Generally, if tires are aired properly before each use, AND changed every 3-5 years, we see relatively low failure rates.

In regards to your question about bearings, bearings do fail. I would be interested in knowing the year of this trailer and age of the axles as it looked from the photo to be much older than two years old. Bearings are no different than tires, they go through heat cycles but as long as they are repacked and greased/serviced properly, it is uncommon to see failures. I believe you mentioned your brakes were fried, which is probably what “cooked” the bearing. If the brake control was turned up on your tow vehicle so that the brakes were doing a lot of extra work, it could have easily heated the bearing and boiled the grease to the point to cause a premature failure. Heat is what causes a bearing to fail, typically not weight. Obviously being overweight would cause more heat, but if an axle is rated by the axle builder to haul 7,000 lbs, in reality it will haul a bit more than the stated capacity. Regarding your brakes/bearings, I would recommend to check your wiring to make sure you didn’t have a small charge actuating the brakes while driving, or either the brakes were set too tight causing undo heat in the bearing resulting in failure of the bearing, and brake system.

Lastly, on the axle bend…..believe me, I am no engineer. But my experience has been the “bend” is there when unloaded, and typically goes straight as the load is applied. As long as the axle isn’t bent down, or you are seeing significant uneven tire wear the bend is probably functioning as it should be functioning.

CUSTOMER EMAIL:

And isn’t bad to be driving all the time with the load that close in weight?

DOUBLE D TRAILERS RESPONSE:

Remember, heat is the culprit to tires/bearings/and brakes. The greater the load, possibility of more heat. As long as the load isn’t in excess of the capacity, and the tires/brakes/bearings are serviced properly in my opinion being at or under is acceptable. When hauling only one horse you would have been well under, and two horses close to capacity.

CUSTOMER EMAIL:

I know its hard to answer these questions without actually seeing the trailer. But I really don’t want to make another mistake. I researched everything before I bought a trailer but I forgot the axles.( won’t do that again) And maybe you could tell me if I would be able to get larger axles on the trailer I’m looking at through your company?

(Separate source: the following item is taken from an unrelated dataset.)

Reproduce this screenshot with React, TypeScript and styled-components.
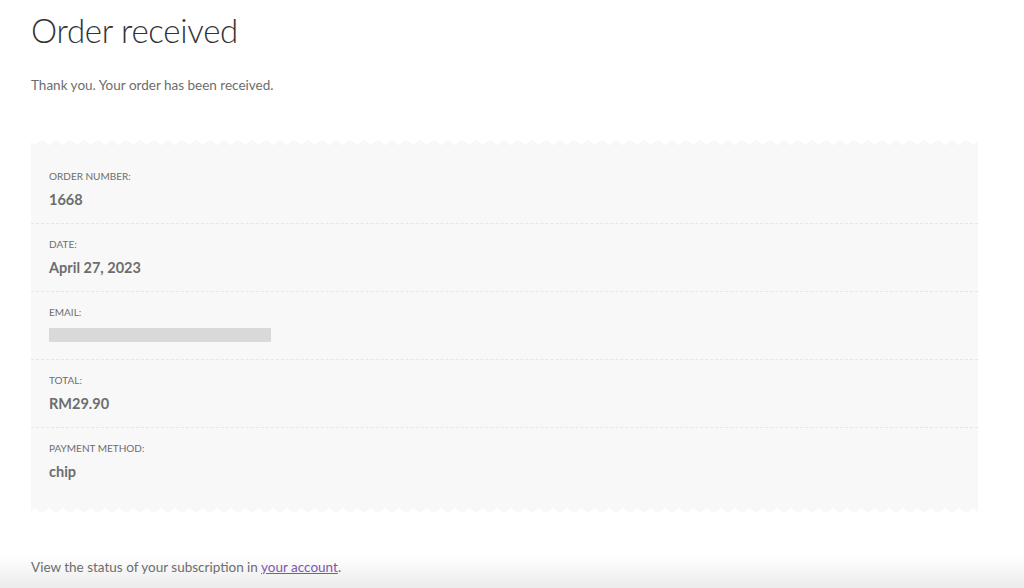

DOUBLE D TRAILERS RESPONSE:

On trailers I build, I do not have problems with matching the axle and tire to the weight being hauled. Having too little suspension can create problems, and having too much can be just as bad. I would think the ride on your trailer is very smooth….I would probably change the tires to a “D” rated rather than “C” rated and make sure you keep the pressures proper before each use. I would also get the tongue weight so you can calculate exactly how much weight your tires/axles are carrying to determine if the suspension is sufficient.

True story: Sometime ago, I built a 2 Horse Gooseneck Trailer for a customer. We ended up adding 1′ to the horse stall, and extra footage to the dressing room. We also added a small living quarter package to the trailer. I don’t remember the exact specs but the overall weight ended up being around 5,500 lbs. She stated her horses weighed 1,500 lbs each plus she was hauling a LOT of hay inside the front dress for a total of 8,500 lbs. Based on a 25% tongue weight and a 7,000 lb axle (same as yours) she could haul about 9,300 lbs including the weight of her trailer, at 8,500 she would be under. My recommendation was a “D” rated tire, and a 3,500 lb capacity axle. She was adamant about having a heavier axle and insisted with the size of her horses and load she needed a heavier suspension. This was my exact email to her: “upgrading to a heavier suspension when especially when hauling only one horse will transfer too much shock, noise and vibration back to your horses feet and legs and could cause problems during hauling, I recommend against it”

The short version, against my advice she paid to have a larger axle installed under her trailer with capacity of 10,400 lbs and stayed with my “D” rated tire recommendation. After receiving her new trailer, 3 months later she called terrified that while hauling a single 1,000 lb horse in the rear stall, her horse attempted to jump through the drop down window while traveling. He was bouncing all over the place….suspension was too stiff. I ended up, at my expense, paying to replace the axles with 3,500 lb capacity as we had originally suggested and took back the heavier suspension. I also repaired a window and trim inside her trailer from where the horse damaged when he tried to exit. After making the change, she said the difference in towing was “night and day”. Of course hauling a single 1,000 lb horse was a long ways from the 3,000 lbs worth of horses she originally said she would be hauling, plus hay. It’s difficult to say what caused her horse to “spook” and if indeed the suspension was a contributing factor but there haven’t been any issues since that time.

Having a suspension that is properly matched to the weight being hauled is the best, not severely under/or over rated in my opinion.